In the end, with the sale of Kidder Peabody to Paine Webber and ultimately to UBS, the deal ended up being OK for our shareholders. But the truth is, we should have never put the organization through the trauma that merger wrought. When it was all over, I swore I would never buy another company unless its values were a close match with GE’s or it could easily be brought into the GE fold.
I passed over some deals on the West Coast in the ’90s because of my concerns about cultural fit. But I just couldn’t go down that values-mismatch road again. The booming technology companies in California had their cultures—filled with chest thumping, bravado, and sky-high compensation.
By contrast, our software operations in places like Cincinnati and Milwaukee were made up of hard working, down-to-earth engineers, most of whom were graduates of state universities in the Midwest. These engineers were every bit as good as the West Coast talent, and they were paid well but not outrageously.
Frankly, I didn’t want to pollute the healthy culture we had.
Every deal affects the acquiring company’s culture in some way, and you have to think about that going in. The acquired company’s culture can blend nicely with yours. That’s the best case. Sometimes, a few of the acquired company’s bad behaviors creep in and pollute what you’ve built. That’s bad enough, but in the worst case, the acquired company’s culture can fight yours all the way and delay the deal’s value indefinitely.
That’s why if you want your merger to work, don’t just look at strategic fit. Cultural fit counts just as much.
The third pitfall is entering a “reverse hostage situation,” in which the acquirer ends up making so many concessions during negotiations that the acquired company ends up calling all the shots afterward.
Sometimes you want to own a company so badly, you end up letting it own you!
This dynamic is a real by-product of deal heat, and it’s so common, it’s frightening. Every time I talk about mergers with an experienced deal maker, it comes up.
I let it happen for the first (but unfortunately not the last) time in 1977, a few years before I became CEO. By that time, I was a veteran of dozens of mergers, so I should have known better, but I was so hot to acquire a California-based semiconductor company named Intersil that I couldn’t bring myself to say no to any of their demands. The CEO was convinced that his company was operating smoothly, and he made it perfectly clear that while he liked GE’s money, he didn’t need its advice.
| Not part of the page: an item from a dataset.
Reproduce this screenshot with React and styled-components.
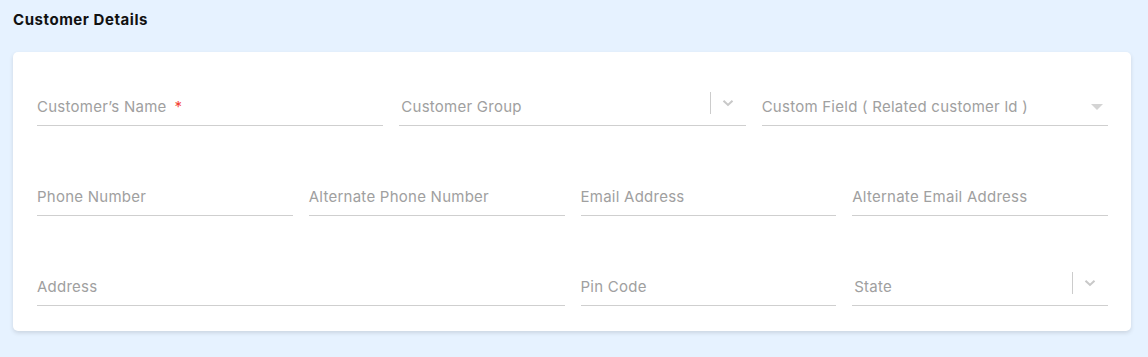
import React from 'react';
import styled, { createGlobalStyle } from 'styled-components';

const GlobalStyle = createGlobalStyle`
  body {
    margin: 0;
    background: #e6f2ff;
    font-family: Inter, "Open Sans", sans-serif;
  }
`;

const Page = styled.div`
  width: 1148px;
  height: 357px;
  box-sizing: border-box;
  padding: 10px 17px 0 13px;
  background: #e6f2ff;
`;

const Title = styled.h2`
  margin: 0;
  font-size: 15px;
  line-height: 20px;
  font-weight: 700;
  color: #111;
  letter-spacing: 0.55px;
`;

const Card = styled.div`
  margin-top: 22px;
  background: #fff;
  border-radius: 5px;
  box-shadow: 0 2px 4px rgba(0, 0, 0, 0.12);
  padding: 32px 23px 25px 24px;
  display: grid;
  grid-template-columns: repeat(12, 1fr);
  column-gap: 16px;
  row-gap: 48px;
`;

const Field = styled.div`
  grid-column: span ${(p) => p.$span};
  height: 42px;
  border-bottom: 1px solid #cfcfcf;
  display: flex;
  align-items: center;
  box-sizing: border-box;
  padding-top: 4px;
  padding-left: ${(p) => (p.$select ? '2px' : '0')};
`;

const Label = styled.span`
  flex: 1;
  font-size: 15px;
  color: #a0a0a0;
  letter-spacing: 0.25px;
`;

const Star = styled.span`
  color: #f44336;
  margin-left: 8px;
`;

const Indicators = styled.div`
  display: flex;
  align-items: center;
  gap: 11px;
  padding-right: 12px;
  margin-top: -8px;
`;

const Separator = styled.span`
  width: 1px;
  height: 22px;
  background: #cccccc;
`;

const Chevron = () => (
  <svg width="12" height="8" viewBox="0 0 12 8">
    <path d="M1.5 1.8 L6 6 L10.5 1.8" fill="none" stroke="#c8c8c8" strokeWidth="2" />
  </svg>
);

const Caret = styled.span`
  width: 0;
  height: 0;
  margin-right: 5px;
  border-left: 6px solid transparent;
  border-right: 6px solid transparent;
  border-top: 6px solid #d4d4d4;
`;

const fields = [
  { label: "Customer’s Name", span: 4, required: true },
  { label: 'Customer Group', span: 4, select: true },
  { label: 'Custom Field ( Related customer ld )', span: 4, caret: true },
  { label: 'Phone Number', span: 3 },
  { label: 'Alternate Phone Number', span: 3 },
  { label: 'Email Address', span: 3 },
  { label: 'Alternate Email Address', span: 3 },
  { label: 'Address', span: 6 },
  { label: 'Pin Code', span: 3 },
  { label: 'State', span: 3, select: true },
];

export default function App() {
  return (
    <Page>
      <GlobalStyle />
      <Title>Customer Details</Title>
      <Card>
        {fields.map((f) => (
          <Field key={f.label} $span={f.span} $select={f.select}>
            <Label>
              {f.label}
              {f.required && <Star>*</Star>}
            </Label>
            {f.select && (
              <Indicators>
                <Separator />
                <Chevron />
              </Indicators>
            )}
            {f.caret && <Caret />}
          </Field>
        ))}
      </Card>
    </Page>
  );
}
Before I knew what was happening in the negotiations, I was kissing this guy’s rear end in every possible way. He wanted a special (oversize) compensation scheme for himself and his people, because that’s the way it was in his industry. I said OK. He said we couldn’t have GE people at his planning meetings. I said OK. He said we weren’t allowed to ask his finance people to change their reporting system to match ours. I said OK.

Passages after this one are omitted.